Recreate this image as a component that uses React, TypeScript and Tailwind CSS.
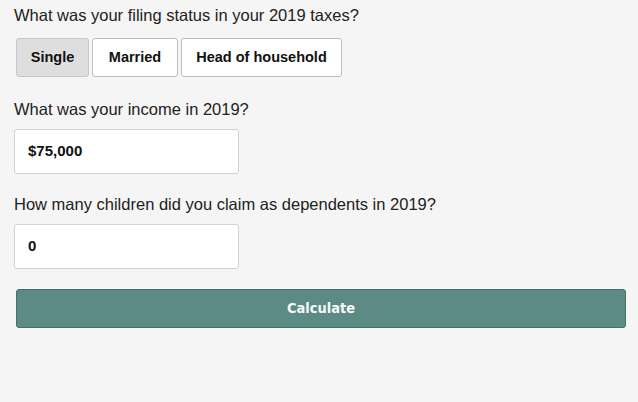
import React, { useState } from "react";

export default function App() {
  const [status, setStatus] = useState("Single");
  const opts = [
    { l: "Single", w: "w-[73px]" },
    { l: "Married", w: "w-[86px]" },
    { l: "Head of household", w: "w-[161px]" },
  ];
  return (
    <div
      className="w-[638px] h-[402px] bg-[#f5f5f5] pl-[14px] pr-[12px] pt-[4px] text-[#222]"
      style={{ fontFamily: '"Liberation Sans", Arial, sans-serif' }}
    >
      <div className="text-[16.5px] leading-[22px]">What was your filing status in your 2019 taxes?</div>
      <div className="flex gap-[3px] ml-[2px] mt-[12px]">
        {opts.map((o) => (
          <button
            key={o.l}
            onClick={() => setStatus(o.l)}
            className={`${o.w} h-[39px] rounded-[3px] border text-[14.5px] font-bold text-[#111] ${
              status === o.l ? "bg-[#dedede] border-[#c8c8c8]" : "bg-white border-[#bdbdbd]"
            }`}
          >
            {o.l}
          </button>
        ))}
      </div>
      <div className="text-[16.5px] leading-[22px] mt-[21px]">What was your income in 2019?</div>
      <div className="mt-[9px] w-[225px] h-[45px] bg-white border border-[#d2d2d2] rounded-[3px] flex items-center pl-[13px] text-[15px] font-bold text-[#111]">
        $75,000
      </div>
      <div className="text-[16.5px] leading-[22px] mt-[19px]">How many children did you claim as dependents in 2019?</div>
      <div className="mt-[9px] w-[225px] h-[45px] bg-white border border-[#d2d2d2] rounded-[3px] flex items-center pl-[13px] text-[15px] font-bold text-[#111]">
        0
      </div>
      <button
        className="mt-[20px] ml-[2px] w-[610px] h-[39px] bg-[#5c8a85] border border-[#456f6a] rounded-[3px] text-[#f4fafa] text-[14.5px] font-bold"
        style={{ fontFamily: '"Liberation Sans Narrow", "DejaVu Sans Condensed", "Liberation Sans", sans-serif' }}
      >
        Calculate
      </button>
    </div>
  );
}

────

EXERCISE INSTRUCTIONS: Pictures in the data above should not be copied; transcribe everything else exactly.

TASK RESULT:
Recreate this image as a component that uses React, TypeScript and Tailwind CSS.
import React, { useState } from "react";

export default function App() {
  const [status, setStatus] = useState("Single");
  const opts = [
    { l: "Single", w: "w-[73px]" },
    { l: "Married", w: "w-[86px]" },
    { l: "Head of household", w: "w-[161px]" },
  ];
  return (
    <div
      className="w-[638px] h-[402px] bg-[#f5f5f5] pl-[14px] pr-[12px] pt-[4px] text-[#222]"
      style={{ fontFamily: '"Liberation Sans", Arial, sans-serif' }}
    >
      <div className="text-[16.5px] leading-[22px]">What was your filing status in your 2019 taxes?</div>
      <div className="flex gap-[3px] ml-[2px] mt-[12px]">
        {opts.map((o) => (
          <button
            key={o.l}
            onClick={() => setStatus(o.l)}
            className={`${o.w} h-[39px] rounded-[3px] border text-[14.5px] font-bold text-[#111] ${
              status === o.l ? "bg-[#dedede] border-[#c8c8c8]" : "bg-white border-[#bdbdbd]"
            }`}
          >
            {o.l}
          </button>
        ))}
      </div>
      <div className="text-[16.5px] leading-[22px] mt-[21px]">What was your income in 2019?</div>
      <div className="mt-[9px] w-[225px] h-[45px] bg-white border border-[#d2d2d2] rounded-[3px] flex items-center pl-[13px] text-[15px] font-bold text-[#111]">
        $75,000
      </div>
      <div className="text-[16.5px] leading-[22px] mt-[19px]">How many children did you claim as dependents in 2019?</div>
      <div className="mt-[9px] w-[225px] h-[45px] bg-white border border-[#d2d2d2] rounded-[3px] flex items-center pl-[13px] text-[15px] font-bold text-[#111]">
        0
      </div>
      <button
        className="mt-[20px] ml-[2px] w-[610px] h-[39px] bg-[#5c8a85] border border-[#456f6a] rounded-[3px] text-[#f4fafa] text-[14.5px] font-bold"
        style={{ fontFamily: '"Liberation Sans Narrow", "DejaVu Sans Condensed", "Liberation Sans", sans-serif' }}
      >
        Calculate
      </button>
    </div>
  );
}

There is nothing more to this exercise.